== Directions for this task ==
Write the data below out exactly as it stands. Do not include the pictures.

== Data section ==
--------

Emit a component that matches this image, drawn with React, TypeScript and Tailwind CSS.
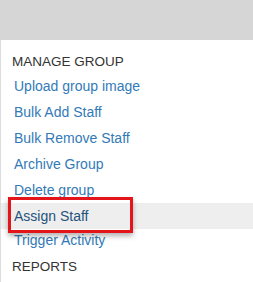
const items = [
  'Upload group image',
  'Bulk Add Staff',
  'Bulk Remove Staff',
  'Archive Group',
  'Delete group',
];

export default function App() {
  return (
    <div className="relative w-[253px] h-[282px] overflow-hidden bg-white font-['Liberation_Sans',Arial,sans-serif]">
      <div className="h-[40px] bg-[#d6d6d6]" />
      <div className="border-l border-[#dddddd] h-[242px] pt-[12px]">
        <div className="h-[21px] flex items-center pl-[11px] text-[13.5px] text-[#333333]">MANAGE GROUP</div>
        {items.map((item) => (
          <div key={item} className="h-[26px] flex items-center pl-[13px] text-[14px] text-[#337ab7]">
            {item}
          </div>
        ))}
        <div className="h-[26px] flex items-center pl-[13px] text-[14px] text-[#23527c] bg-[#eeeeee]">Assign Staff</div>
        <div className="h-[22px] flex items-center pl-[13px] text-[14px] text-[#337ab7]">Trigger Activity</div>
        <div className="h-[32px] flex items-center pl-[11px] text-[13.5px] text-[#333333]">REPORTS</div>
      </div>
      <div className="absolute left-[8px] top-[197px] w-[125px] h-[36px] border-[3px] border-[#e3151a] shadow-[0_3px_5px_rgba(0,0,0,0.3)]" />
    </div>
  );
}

--------

== Worked solution ==
Emit a component that matches this image, drawn with React, TypeScript and Tailwind CSS.
const items = [
  'Upload group image',
  'Bulk Add Staff',
  'Bulk Remove Staff',
  'Archive Group',
  'Delete group',
];

export default function App() {
  return (
    <div className="relative w-[253px] h-[282px] overflow-hidden bg-white font-['Liberation_Sans',Arial,sans-serif]">
      <div className="h-[40px] bg-[#d6d6d6]" />
      <div className="border-l border-[#dddddd] h-[242px] pt-[12px]">
        <div className="h-[21px] flex items-center pl-[11px] text-[13.5px] text-[#333333]">MANAGE GROUP</div>
        {items.map((item) => (
          <div key={item} className="h-[26px] flex items-center pl-[13px] text-[14px] text-[#337ab7]">
            {item}
          </div>
        ))}
        <div className="h-[26px] flex items-center pl-[13px] text-[14px] text-[#23527c] bg-[#eeeeee]">Assign Staff</div>
        <div className="h-[22px] flex items-center pl-[13px] text-[14px] text-[#337ab7]">Trigger Activity</div>
        <div className="h-[32px] flex items-center pl-[11px] text-[13.5px] text-[#333333]">REPORTS</div>
      </div>
      <div className="absolute left-[8px] top-[197px] w-[125px] h-[36px] border-[3px] border-[#e3151a] shadow-[0_3px_5px_rgba(0,0,0,0.3)]" />
    </div>
  );
}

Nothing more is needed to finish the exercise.